Entre a Falta de Luz e a Falta de Vergonha
A Madeira, esta terra cansada, esbaforida de tanto se ouvir a si própria, escorregava pela encumeada da vaidade, enquanto Miguel Albuquerque, feito canastro de palavras sem sustança, espichava do beiço que se o apagão do continente tivesse rebentado cá, na nossa terra, seria “imediatamente detectável”. Disse-o com aquele ar de cagarola convencido, como quem sopra um balão furado e acha que é foguete, naquele falanço balofo de sempre, misturando gabança com ignorância, como quem mistura vinho avinagrado no bom e ainda se gaba do sabor.
Primeiro disparate: o tamanho da Madeira, coitada. Porque é “um ecossistema mais pequeno”, dizia ele, a modos de vendeiro a vender peixe estragado como se fosse fresco, seria mais fácil detectar uma falha. Mal sabe, ou pior ainda, sabendo, finge não saber, que pequeno, na Madeira, é sinónimo de fágil, como essas figueiras de escarpa que um ventinho logo bota ao chão. Um abicadouro¹ de sistema, onde uma falha numa turbina manda logo toda a gente a lamber lume, e nem com todos os rezos às alminhas de São Tiago se escapa. Detectar? Claro que sim, homem de Deus. Até a Tia Zulmira, encafuada no poio do Chão da Ribeira, dava fé da escuridão. Resolver? Ah, isso é que era o cabo dos trabalhos.
Depois, a desfaçatez de sempre, o manso desenxabido de quem acha que pode mandar uma esgaça e ficar a rir. “Apenas alguns serviços dependentes do Estado terão sido afectados”, atirou ele, com aquele ar de figurão, a cheirar a água de colónia, como as coisas do Estado fossem brincos de feira, ou coisa para entreter o povo em dia de folga. Como se a Madeira não estivesse toda ela feita de estado e de fome, de repartição pública e de fome, de pequena loja e de fome, de estrada a cair e de fome.
Mas o mais triste, o mais desdentado disto tudo, é a confusão entre detectar e resolver. Como se ver a bicheza fosse matá-la. Como se a vergalhada de saber que há uma fuga na levada adiantasse sem o home que tranca a adufa a tempo.

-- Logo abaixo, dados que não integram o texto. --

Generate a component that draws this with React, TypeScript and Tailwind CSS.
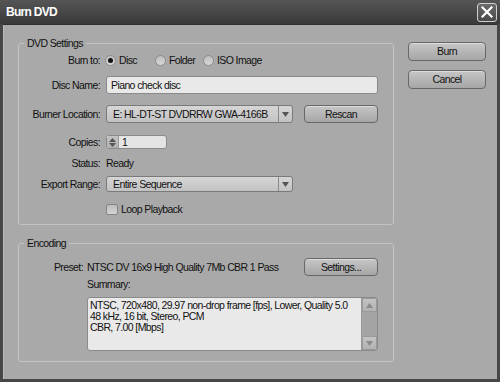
import React from "react";

const font = "font-['Liberation_Sans',Arial,sans-serif]";

function Button({ label, className = "" }: { label: string; className?: string }) {
  return (
    <div
      className={`flex items-center justify-center rounded-[4px] border border-[#686868] bg-gradient-to-b from-[#c6c6c6] to-[#a6a6a6] shadow-[inset_0_1px_0_#dcdcdc] ${className}`}
    >
      {label}
    </div>
  );
}

function Select({ value }: { value: string }) {
  return (
    <div className="flex h-full w-[187px] rounded-[3px] border border-[#7a7a7a] bg-gradient-to-b from-[#d6d6d6] to-[#c2c2c2]">
      <div className="flex flex-1 items-center pl-[6px]">{value}</div>
      <div className="flex w-[14px] items-center justify-center border-l border-[#8a8a8a]">
        <svg width="7" height="5" viewBox="0 0 7 5">
          <path d="M0 0H7L3.5 5Z" fill="#555" />
        </svg>
      </div>
    </div>
  );
}

function Radio({ checked }: { checked?: boolean }) {
  return (
    <div className="flex h-[11px] w-[11px] items-center justify-center rounded-full border border-[#8c8c8c] bg-gradient-to-b from-[#bdbdbd] to-[#d8d8d8]">
      {checked && <div className="h-[5px] w-[5px] rounded-full bg-[#111]" />}
    </div>
  );
}

function Row({ label, className = "", children }: { label: string; className?: string; children?: React.ReactNode }) {
  return (
    <div className={`flex items-center ${className}`}>
      <div className="w-[81px] shrink-0 text-right">{label}</div>
      <div className="ml-[6px] flex h-full items-center">{children}</div>
    </div>
  );
}

export default function App() {
  return (
    <div className={`flex h-[382px] w-[500px] flex-col whitespace-nowrap bg-[#474747] text-[10.5px] leading-[13px] tracking-[-0.6px] text-[#111] ${font}`}>
      {/* Title bar */}
      <div className="flex h-[24px] items-center justify-between bg-gradient-to-b from-[#555] to-[#3a3a3a] pl-[6px] pr-[3px]">
        <span className="text-[12px] font-bold tracking-[-0.7px] text-white">Burn DVD</span>
        <div className="flex h-[19px] w-[20px] items-center justify-center rounded-[3px] border border-[#cfcfcf] bg-gradient-to-b from-[#6a6a6a] to-[#4a4a4a]">
          <svg width="12" height="12" viewBox="0 0 12 12">
            <path d="M1.5 1.5L10.5 10.5M10.5 1.5L1.5 10.5" stroke="#fff" strokeWidth="2.2" strokeLinecap="square" />
          </svg>
        </div>
      </div>

      {/* Body */}
      <div className="mx-[3px] mb-[3px] flex flex-1 border-t border-[#2e2e2e] bg-[#a9a9a9] pl-[15px] pt-[11px] shadow-[inset_1px_0_0_#bcbcbc]">
        <div className="flex w-[376px] flex-col">
          {/* DVD Settings */}
          <fieldset className="h-[189px] rounded-[3px] border border-[#c4c4c4]">
            <legend className="ml-[5px] px-[3px] leading-[14px]">DVD Settings</legend>

            <Row label="Burn to:" className="mt-[2px] h-[16px]">
              <div className="-ml-[3px] flex items-center">
                <div className="flex w-[52px] items-center pl-[2px]">
                  <Radio checked />
                  <span className="ml-[3px]">Disc</span>
                </div>
                <div className="flex w-[48px] items-center">
                  <Radio />
                  <span className="ml-[3px]">Folder</span>
                </div>
                <div className="flex items-center">
                  <Radio />
                  <span className="ml-[3px]">ISO Image</span>
                </div>
              </div>
            </Row>

            <Row label="Disc Name:" className="mt-[8px] h-[18px]">
              <div className="flex h-full w-[272px] items-center rounded-[3px] border border-[#8a8a8a] bg-[#e9e9e9] pl-[4px]">
                Piano check disc
              </div>
            </Row>

            <Row label="Burner Location:" className="mt-[11px] h-[18px]">
              <Select value="E: HL-DT-ST DVDRRW GWA-4166B" />
              <Button label="Rescan" className="ml-[11px] h-full w-[74px]" />
            </Row>

            <Row label="Copies:" className="mt-[12px] h-[14px]">
              <div className="flex h-full w-[61px] items-center rounded-[3px] border border-[#8a8a8a] bg-[#e4e4e4]">
                <div className="flex h-full w-[12px] flex-col items-center justify-center gap-[1px] border-r border-[#9a9a9a] bg-gradient-to-b from-[#c4c4c4] to-[#b0b0b0]">
                  <svg width="7" height="4" viewBox="0 0 7 4">
                    <path d="M0 4H7L3.5 0Z" fill="#555" />
                  </svg>
                  <svg width="7" height="4" viewBox="0 0 7 4">
                    <path d="M0 0H7L3.5 4Z" fill="#555" />
                  </svg>
                </div>
                <span className="ml-[3px]">1</span>
              </div>
            </Row>

            <Row label="Status:" className="mt-[7px] h-[14px]">
              Ready
            </Row>

            <Row label="Export Range:" className="mt-[6px] h-[16px]">
              <Select value="Entire Sequence" />
            </Row>

            <Row label="" className="mt-[10px] h-[14px]">
              <div className="h-[11px] w-[12px] rounded-[2px] border border-[#858585] bg-gradient-to-b from-[#bcbcbc] to-[#d4d4d4]" />
              <span className="ml-[3px]">Loop Playback</span>
            </Row>
          </fieldset>

          {/* Encoding */}
          <fieldset className="mt-[11px] h-[126px] rounded-[3px] border border-[#c4c4c4] pr-[15px]">
            <legend className="ml-[5px] px-[3px] leading-[14px]">Encoding</legend>

            <div className="mt-[8px] flex h-[18px] items-center">
              <div className="w-[64px] text-right">Preset:</div>
              <div className="ml-[4px]">NTSC DV 16x9 High Quality 7Mb CBR 1 Pass</div>
              <Button label="Settings..." className="ml-auto h-full w-[74px]" />
            </div>

            <div className="mt-[1px] flex h-[14px] items-center pl-[68px]">Summary:</div>

            <div className="ml-[68px] mt-[6px] flex h-[54px] w-[291px] rounded-[3px] border border-[#8a8a8a] bg-[#e9e9e9]">
              <div className="flex-1 px-[2px] pt-[2px] leading-[11px]">
                <div>NTSC, 720x480, 29.97 non-drop frame [fps], Lower, Quality 5.0</div>
                <div>48 kHz, 16 bit, Stereo, PCM</div>
                <div>CBR, 7.00 [Mbps]</div>
              </div>
              <div className="flex w-[16px] flex-col justify-between border-l border-[#9a9a9a] bg-[#a4a4a4]">
                <div className="flex h-[14px] items-center justify-center border border-[#999] bg-gradient-to-b from-[#c4c4c4] to-[#b2b2b2]">
                  <svg width="7" height="5" viewBox="0 0 7 5">
                    <path d="M0 5H7L3.5 0Z" fill="#8a8a8a" />
                  </svg>
                </div>
                <div className="flex h-[14px] items-center justify-center border border-[#999] bg-gradient-to-b from-[#c4c4c4] to-[#b2b2b2]">
                  <svg width="7" height="5" viewBox="0 0 7 5">
                    <path d="M0 0H7L3.5 5Z" fill="#8a8a8a" />
                  </svg>
                </div>
              </div>
            </div>
          </fieldset>
        </div>

        {/* Buttons */}
        <div className="ml-[14px] flex flex-col gap-[9px] pt-[6px]">
          <Button label="Burn" className="h-[19px] w-[78px]" />
          <Button label="Cancel" className="h-[19px] w-[78px]" />
        </div>
      </div>
    </div>
  );
}
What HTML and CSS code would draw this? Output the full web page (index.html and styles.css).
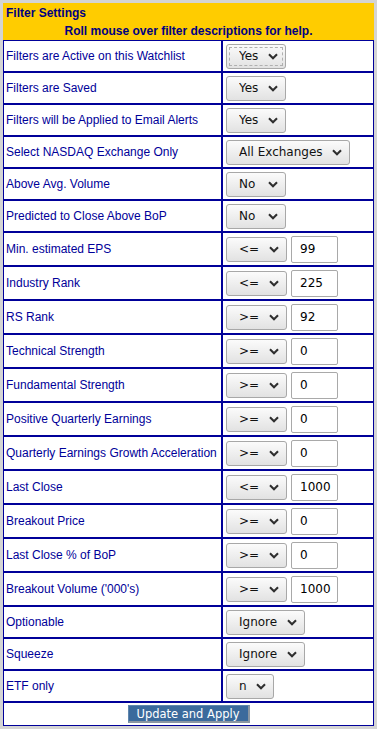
FILE: index.html
```html
<!DOCTYPE html>
<html lang="en">
<head>
<meta charset="utf-8">
<title>Filter Settings</title>
<link rel="stylesheet" href="styles.css">
</head>
<body>
<form class="panel">
<table class="filters">
  <colgroup><col class="c-label"><col class="c-value"></colgroup>
  <tr class="head"><td colspan="2" class="title">Filter Settings</td></tr>
  <tr class="head"><td colspan="2" class="hint">Roll mouse over filter descriptions for help.</td></tr>

  <tr class="row sel"><td class="lbl">Filters are Active on this Watchlist</td>
    <td class="val"><div class="ctl"><select class="dd is-focus"><option>Yes</option><option>No</option></select></div></td></tr>
  <tr class="row sel"><td class="lbl">Filters are Saved</td>
    <td class="val"><div class="ctl"><select class="dd"><option>Yes</option><option>No</option></select></div></td></tr>
  <tr class="row sel"><td class="lbl">Filters will be Applied to Email Alerts</td>
    <td class="val"><div class="ctl"><select class="dd"><option>Yes</option><option>No</option></select></div></td></tr>
  <tr class="row sel"><td class="lbl">Select NASDAQ Exchange Only</td>
    <td class="val"><div class="ctl"><select class="dd"><option>All Exchanges</option><option>NASDAQ</option></select></div></td></tr>
  <tr class="row sel"><td class="lbl">Above Avg. Volume</td>
    <td class="val"><div class="ctl"><select class="dd"><option>No</option><option>Yes</option></select></div></td></tr>
  <tr class="row sel"><td class="lbl">Predicted to Close Above BoP</td>
    <td class="val"><div class="ctl"><select class="dd"><option>No</option><option>Yes</option></select></div></td></tr>

  <tr class="row inp"><td class="lbl">Min. estimated EPS</td>
    <td class="val"><div class="ctl"><select class="dd"><option>&lt;=</option><option>&gt;=</option></select><input class="num" type="text" value="99"></div></td></tr>
  <tr class="row inp"><td class="lbl">Industry Rank</td>
    <td class="val"><div class="ctl"><select class="dd"><option>&lt;=</option><option>&gt;=</option></select><input class="num" type="text" value="225"></div></td></tr>
  <tr class="row inp"><td class="lbl">RS Rank</td>
    <td class="val"><div class="ctl"><select class="dd"><option>&gt;=</option><option>&lt;=</option></select><input class="num" type="text" value="92"></div></td></tr>
  <tr class="row inp"><td class="lbl">Technical Strength</td>
    <td class="val"><div class="ctl"><select class="dd"><option>&gt;=</option><option>&lt;=</option></select><input class="num" type="text" value="0"></div></td></tr>
  <tr class="row inp"><td class="lbl">Fundamental Strength</td>
    <td class="val"><div class="ctl"><select class="dd"><option>&gt;=</option><option>&lt;=</option></select><input class="num" type="text" value="0"></div></td></tr>
  <tr class="row inp"><td class="lbl">Positive Quarterly Earnings</td>
    <td class="val"><div class="ctl"><select class="dd"><option>&gt;=</option><option>&lt;=</option></select><input class="num" type="text" value="0"></div></td></tr>
  <tr class="row inp"><td class="lbl">Quarterly Earnings Growth Acceleration</td>
    <td class="val"><div class="ctl"><select class="dd"><option>&gt;=</option><option>&lt;=</option></select><input class="num" type="text" value="0"></div></td></tr>
  <tr class="row inp"><td class="lbl">Last Close</td>
    <td class="val"><div class="ctl"><select class="dd"><option>&lt;=</option><option>&gt;=</option></select><input class="num" type="text" value="1000"></div></td></tr>
  <tr class="row inp"><td class="lbl">Breakout Price</td>
    <td class="val"><div class="ctl"><select class="dd"><option>&gt;=</option><option>&lt;=</option></select><input class="num" type="text" value="0"></div></td></tr>
  <tr class="row inp"><td class="lbl">Last Close % of BoP</td>
    <td class="val"><div class="ctl"><select class="dd"><option>&gt;=</option><option>&lt;=</option></select><input class="num" type="text" value="0"></div></td></tr>
  <tr class="row inp"><td class="lbl">Breakout Volume ('000's)</td>
    <td class="val"><div class="ctl"><select class="dd"><option>&gt;=</option><option>&lt;=</option></select><input class="num" type="text" value="1000"></div></td></tr>

  <tr class="row sel"><td class="lbl">Optionable</td>
    <td class="val"><div class="ctl"><select class="dd"><option>Ignore</option><option>Yes</option><option>No</option></select></div></td></tr>
  <tr class="row sel"><td class="lbl">Squeeze</td>
    <td class="val"><div class="ctl"><select class="dd"><option>Ignore</option><option>Yes</option><option>No</option></select></div></td></tr>
  <tr class="row sel"><td class="lbl">ETF only</td>
    <td class="val"><div class="ctl"><select class="dd"><option>n</option><option>y</option></select></div></td></tr>

  <tr class="row foot"><td colspan="2" class="actions"><button type="button" class="apply">Update and Apply</button></td></tr>
</table>
</form>
</body>
</html>
```
FILE: styles.css
```css
html, body {
  margin: 0;
  background: #d4d4d4;
}

body {
  padding: 3px;
}

.panel {
  margin: 0;
}

.filters {
  border-collapse: separate;
  border-spacing: 0;
  table-layout: fixed;
  width: 371px;
  background: #ffffff;
  font-family: "Liberation Sans", Arial, sans-serif;
  font-size: 12px;
}

.c-label { width: 219px; }
.c-value { width: 152px; }

.head td {
  background: #ffcc00;
  color: #000080;
  font-weight: bold;
  font-size: 12px;
  padding: 0 3px;
  border: 0;
}

.head .title {
  height: 18px;
  line-height: 18px;
  padding-top: 1px;
}

.head .hint {
  height: 18px;
  line-height: 18px;
  text-align: center;
}

.row td {
  border: 1px solid #000099;
  padding: 0;
  vertical-align: middle;
}

.row.sel td { height: 30px; }
.row.inp td { height: 32px; }

.lbl {
  color: #000099;
  padding-left: 2px !important;
  white-space: nowrap;
  overflow: hidden;
}

.val {
  padding-left: 3px !important;
}

.ctl {
  display: flex;
  align-items: center;
  gap: 4px;
}

.dd {
  -webkit-appearance: none;
  appearance: none;
  box-sizing: border-box;
  height: 25px;
  margin: 0;
  padding: 0 26px 0 12px;
  font-family: "DejaVu Sans", Verdana, sans-serif;
  font-size: 12px;
  color: #111;
  border: 1px solid #a8a8a8;
  border-radius: 3px;
  background-color: #ececec;
  background-image:
    url("data:image/svg+xml,%3Csvg xmlns='http://www.w3.org/2000/svg' width='10' height='7' viewBox='0 0 10 7'%3E%3Cpath d='M1 1.2l4 4 4-4' fill='none' stroke='%23303030' stroke-width='2.1'/%3E%3C/svg%3E"),
    linear-gradient(#fbfbfb, #e2e2e2);
  background-repeat: no-repeat, no-repeat;
  background-position: right 7px center, 0 0;
  background-size: 10px 7px, 100% 100%;
}

.dd.is-focus {
  outline: 1px dashed #b0b0b0;
  outline-offset: -4px;
}

.num {
  box-sizing: border-box;
  width: 47px;
  height: 27px;
  margin: 0;
  padding: 0 0 0 8px;
  font-family: "DejaVu Sans", Verdana, sans-serif;
  font-size: 12px;
  color: #000;
  background: #fff;
  border: 1px solid #a9a9a9;
  border-radius: 2px;
}

.actions {
  text-align: center;
  padding: 2px 0 !important;
  height: 18px;
}

.apply {
  display: inline-block;
  vertical-align: middle;
  box-sizing: border-box;
  width: 122px;
  height: 18px;
  margin: 0;
  padding: 0;
  font-family: "DejaVu Sans", Verdana, sans-serif;
  font-size: 11.5px;
  line-height: 16px;
  color: #ffffff;
  background: #3b6a9c;
  border: 1px solid;
  border-color: #5f86ad #8a96a2 #8a96a2 #5f86ad;
  border-right-width: 2px;
  border-bottom-width: 2px;
}
```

Detectar não cura. Detectar é só o principio do chorrilho. E a Madeira, como toda a gente sabe, ou finge que não sabe para não ter de fazer nada, é um atapetar de problemas velhos, um cangalheiro de improvisos, um facho apagado por dentro e por fora.
Não é novidade, nem espanta ninguém que tenha mais de dois dedos de testa. A ilha vive num apagão, e não é de electricidade: é um apagão político, de ideias, de coragem, de vergonha na cara. Um apagão, tão grosso e tão sólido que já se pode caminhar em cima dele como se fosse chão firme. Um apagão a modo de praga antiga, como essas febres malinas² que nem a poncha da Serra d'Água cura.
E os discursos, os falanços, os espiches³, são só a poeira a tapar o que toda a gente vê de olhos fechados: que a Madeira é governada por fantasmas gordos de si mesmos, por bestuns⁴ empandeirados que vendem fogo-fátuo como se fosse luz do céu.
¹abismo ²estado grave de doença e com febre ³do inglês "speech" ⁴pessoa sobre si
Abril 2025
Nuno Morna
Ninguém percebe mais de apagões e de electricidade do que eu.